*SUPPLIED INFORMATION:*
******

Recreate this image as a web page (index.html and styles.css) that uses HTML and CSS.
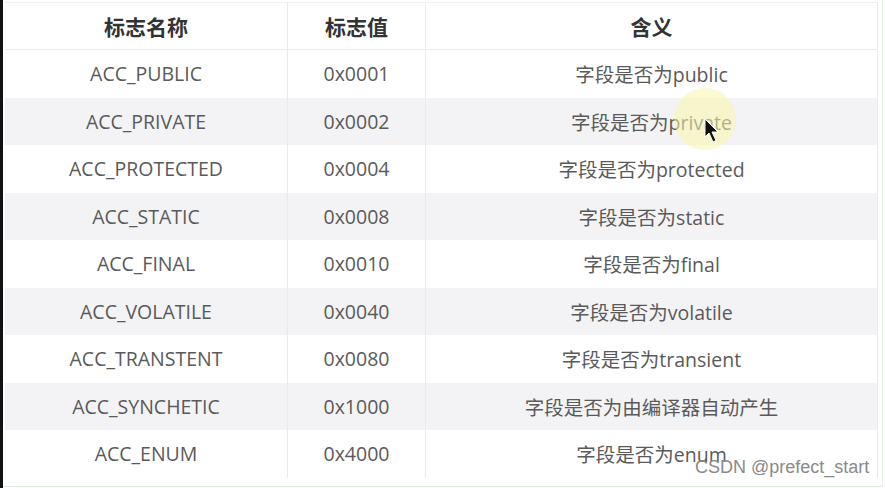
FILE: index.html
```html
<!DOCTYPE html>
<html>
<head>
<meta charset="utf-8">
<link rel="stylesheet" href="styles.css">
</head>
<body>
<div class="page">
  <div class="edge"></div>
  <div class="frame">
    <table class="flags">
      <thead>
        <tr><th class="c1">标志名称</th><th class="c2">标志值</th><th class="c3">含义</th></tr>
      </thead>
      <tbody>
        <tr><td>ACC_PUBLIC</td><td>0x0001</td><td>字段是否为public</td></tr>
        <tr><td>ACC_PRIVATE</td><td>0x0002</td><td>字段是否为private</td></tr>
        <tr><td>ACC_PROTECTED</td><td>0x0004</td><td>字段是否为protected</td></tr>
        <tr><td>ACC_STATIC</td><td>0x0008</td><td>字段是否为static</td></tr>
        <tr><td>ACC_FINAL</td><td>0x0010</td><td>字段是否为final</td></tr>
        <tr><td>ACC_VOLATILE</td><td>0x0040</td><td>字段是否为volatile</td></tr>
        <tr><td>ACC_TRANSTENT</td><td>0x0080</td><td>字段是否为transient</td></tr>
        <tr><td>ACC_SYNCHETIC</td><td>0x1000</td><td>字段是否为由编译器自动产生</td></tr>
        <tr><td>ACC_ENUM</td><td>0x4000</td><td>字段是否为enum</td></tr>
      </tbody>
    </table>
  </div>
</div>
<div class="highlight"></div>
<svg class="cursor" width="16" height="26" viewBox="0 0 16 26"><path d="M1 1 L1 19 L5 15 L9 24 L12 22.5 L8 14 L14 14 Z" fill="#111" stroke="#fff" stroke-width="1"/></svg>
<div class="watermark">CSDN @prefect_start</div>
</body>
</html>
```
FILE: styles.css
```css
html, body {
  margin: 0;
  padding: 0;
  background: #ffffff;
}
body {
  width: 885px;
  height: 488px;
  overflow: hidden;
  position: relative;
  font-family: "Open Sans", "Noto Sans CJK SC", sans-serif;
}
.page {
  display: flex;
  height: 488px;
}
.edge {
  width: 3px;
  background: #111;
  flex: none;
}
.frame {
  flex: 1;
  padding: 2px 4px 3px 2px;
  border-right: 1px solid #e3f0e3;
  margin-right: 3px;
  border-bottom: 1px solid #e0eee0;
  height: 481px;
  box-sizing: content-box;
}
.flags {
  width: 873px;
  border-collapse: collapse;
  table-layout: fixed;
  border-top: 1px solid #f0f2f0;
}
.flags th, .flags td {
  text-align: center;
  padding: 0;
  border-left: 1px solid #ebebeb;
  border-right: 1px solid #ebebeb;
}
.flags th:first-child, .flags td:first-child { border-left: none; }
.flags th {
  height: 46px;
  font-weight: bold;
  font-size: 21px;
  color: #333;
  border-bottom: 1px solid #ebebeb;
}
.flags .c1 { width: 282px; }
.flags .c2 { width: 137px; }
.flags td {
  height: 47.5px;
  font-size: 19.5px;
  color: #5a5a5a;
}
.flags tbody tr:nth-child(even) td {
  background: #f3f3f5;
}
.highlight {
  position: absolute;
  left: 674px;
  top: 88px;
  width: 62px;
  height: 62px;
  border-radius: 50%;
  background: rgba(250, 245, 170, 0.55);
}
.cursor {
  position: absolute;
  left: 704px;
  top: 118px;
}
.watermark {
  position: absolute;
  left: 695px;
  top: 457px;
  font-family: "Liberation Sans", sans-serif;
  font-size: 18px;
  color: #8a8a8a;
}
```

******

*EXERCISE DETAILS:* Scan the material above. Copy each line that holds the word "page".

*WRITTEN ANSWER:*
Recreate this image as a web page (index.html and styles.css) that uses HTML and CSS.
<div class="page">
.page {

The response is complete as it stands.